Pauline Stonehouse speaks on GB News

Pauline Stonehouse is concerned her health will 'never be the same'

GB NEWS

Vijay Parekh, who was also a victim of a wrongful conviction, wants to see the people involved "put in prison".

He said: "They need to quicken up the process of giving the compensation to everyone concerned because it's just taking too long for people to get compensation.

"And even after you put the application in, it doesn't finish until August, this Horizon inquiry.

He added: "I want to see all the people who are involved in this get the same treatment. We have had all this, convicted postmasters, so let them feel how we felt.

"We've done nothing and we've been imprisoned. They have done something. So they need to be imprisoned for what they've done."

More than 700 sub-postmasters were handed criminal convictions between 1999 and 2015 after faulty software wrongly suggested the employees were stealing money.

This Prime Minister confirmed the Government will introduce new primary legislation to exonerate those convicted as a result of the Horizon IT software.
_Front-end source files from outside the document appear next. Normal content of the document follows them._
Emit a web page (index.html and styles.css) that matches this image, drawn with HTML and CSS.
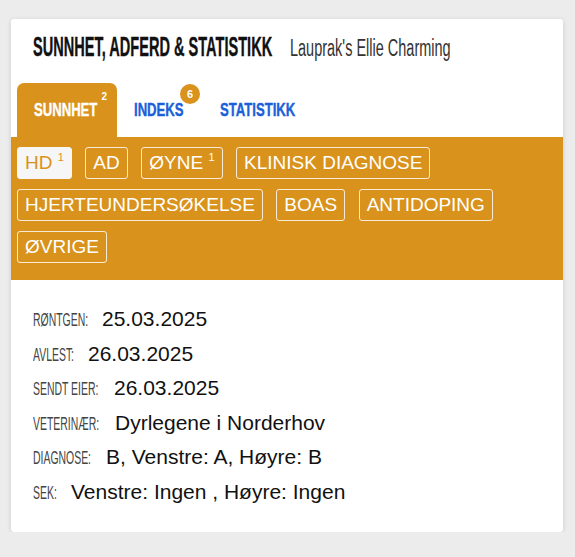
FILE: index.html
```html
<!DOCTYPE html>
<html lang="no">
<head>
<meta charset="utf-8">
<link rel="stylesheet" href="styles.css">
</head>
<body>
<div class="card">
  <div class="head">
    <h1 class="title"><span class="cw w-title"><span class="ci">SUNNHET, ADFERD &amp; STATISTIKK</span></span></h1>
    <span class="sub"><span class="cw w-sub"><span class="ci">Lauprak's Ellie Charming</span></span></span>
  </div>
  <div class="tabs">
    <div class="tab active"><span class="cw w-sunnhet"><span class="ci">SUNNHET</span></span><sup class="tsup">2</sup></div>
    <div class="tab tab-indeks"><span class="cw w-indeks"><span class="ci">INDEKS</span></span><span class="badge">6</span></div>
    <div class="tab"><span class="cw w-stat"><span class="ci">STATISTIKK</span></span></div>
  </div>
  <div class="panel">
    <span class="btn sel">HD <sup>1</sup></span>
    <span class="btn">AD</span>
    <span class="btn">ØYNE <sup>1</sup></span>
    <span class="btn">KLINISK DIAGNOSE</span>
    <span class="btn">HJERTEUNDERSØKELSE</span>
    <span class="btn">BOAS</span>
    <span class="btn">ANTIDOPING</span>
    <span class="btn">ØVRIGE</span>
  </div>
  <div class="details">
    <div class="row"><span class="lbl"><span class="cw w-l1"><span class="ci">Røntgen:</span></span></span><span class="val">25.03.2025</span></div>
    <div class="row"><span class="lbl"><span class="cw w-l2"><span class="ci">Avlest:</span></span></span><span class="val">26.03.2025</span></div>
    <div class="row"><span class="lbl"><span class="cw w-l3"><span class="ci">Sendt eier:</span></span></span><span class="val">26.03.2025</span></div>
    <div class="row"><span class="lbl"><span class="cw w-l4"><span class="ci">Veterinær:</span></span></span><span class="val">Dyrlegene i Norderhov</span></div>
    <div class="row"><span class="lbl"><span class="cw w-l5"><span class="ci">Diagnose:</span></span></span><span class="val">B, Venstre: A, Høyre: B</span></div>
    <div class="row"><span class="lbl"><span class="cw w-l6"><span class="ci">Sek:</span></span></span><span class="val">Venstre: Ingen , Høyre: Ingen</span></div>
  </div>
</div>
</body>
</html>
```
FILE: styles.css
```css
html, body { margin: 0; padding: 0; }
body {
  background: #ececec;
  font-family: "Liberation Sans", Arial, sans-serif;
  padding: 19px 12px 0 11px;
}
.card {
  background: #fff;
  border-radius: 3px;
  box-shadow: 0 1px 5px rgba(0,0,0,0.14);
}
/* condensed text: fixed-width wrapper, horizontally scaled inner text */
.cw {
  display: inline-block;
  white-space: nowrap;
}
.ci {
  display: inline-block;
  white-space: nowrap;
  transform-origin: 0 50%;
}
.head {
  display: flex;
  align-items: baseline;
  height: 64px;
  box-sizing: border-box;
  padding: 14px 22px 0 22px;
  line-height: 28px;
}
.title {
  margin: 0;
  font-weight: 700;
  font-size: 28px;
  color: #111;
}
.w-title { width: 243px; }
.w-title .ci { transform: scaleX(0.52); -webkit-text-stroke: 0.4px #111; }
.sub {
  margin-left: 14px;
  font-size: 23px;
  color: #333;
}
.w-sub { width: 161px; }
.w-sub .ci { transform: scaleX(0.63); }

.tabs {
  display: flex;
  padding: 0 6px;
  height: 54px;
}
.tab {
  position: relative;
  font-weight: 700;
  font-size: 19px;
  color: #1b5fd9;
  padding: 0 17px;
  height: 54px;
  line-height: 54px;
}
.tab .ci { transform: scaleX(0.69); -webkit-text-stroke: 0.4px currentColor; }
.w-sunnhet { width: 64px; }
.w-indeks { width: 50px; }
.w-stat { width: 76px; }
.tab-indeks { padding-right: 19px; }
.tab.active {
  background: #d9921c;
  color: #fff;
  border-radius: 7px 7px 0 0;
  padding-right: 19px;
}
.tsup {
  position: absolute;
  top: 9px;
  right: 10px;
  font-size: 10px;
  line-height: 10px;
  vertical-align: baseline;
}
.badge {
  position: absolute;
  top: 1px;
  left: 63px;
  width: 20px;
  height: 20px;
  border-radius: 50%;
  background: #d9921c;
  color: #fff;
  font-size: 11px;
  font-weight: 700;
  line-height: 20px;
  text-align: center;
}
.panel {
  background: #d9921c;
  display: flex;
  flex-wrap: wrap;
  gap: 10px 13.5px;
  padding: 10px 6px 17px 6px;
}
.btn {
  display: inline-block;
  height: 32px;
  box-sizing: border-box;
  border: 1.5px solid rgba(255,255,255,0.82);
  border-radius: 3px;
  color: #fff;
  font-size: 19px;
  line-height: 29px;
  padding: 0 7px;
  white-space: nowrap;
}
.btn sup {
  font-size: 11px;
  vertical-align: 0;
  position: relative;
  top: -8px;
}
.btn.sel {
  background: #f6f6f6;
  border-color: #f6f6f6;
  color: #d9921c;
}
.details {
  padding: 22px 22px 23px 22px;
}
.row {
  display: flex;
  align-items: baseline;
  line-height: 34.5px;
  height: 34.5px;
}
.lbl {
  text-transform: uppercase;
  font-size: 18px;
  color: #444;
  margin-right: 14px;
}
.lbl .ci { transform: scaleX(0.58); }
.w-l1 { width: 55px; }
.w-l2 { width: 41px; }
.w-l3 { width: 67px; }
.w-l4 { width: 68px; }
.w-l5 { width: 59px; }
.w-l6 { width: 24px; }
.val {
  font-size: 21px;
  color: #111;
}
```
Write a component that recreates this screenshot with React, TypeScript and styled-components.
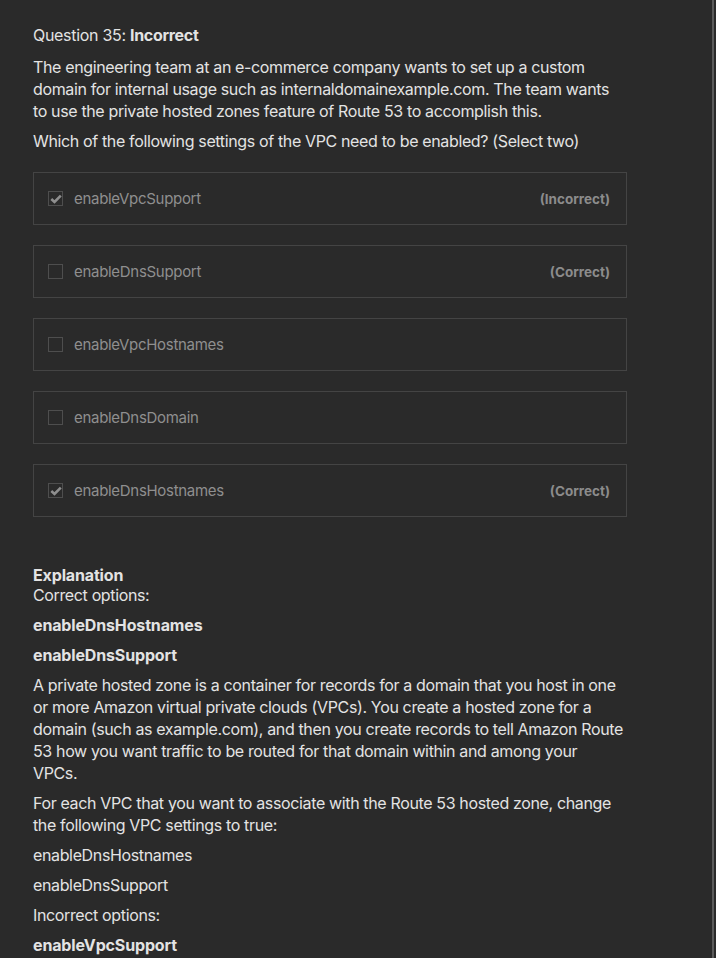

The legislation will also see compensation handed to the victims of the scandal.

Sunak told MPs at PMQS: "Today I can announce that we will introduce new primary legislation to make sure that those convicted as a result of the Horizon scandal are swiftly exonerated and compensated.

“We will also introduce a new up-front payment of £75,000 for the vital GLO (group litigation order) group of postmasters.”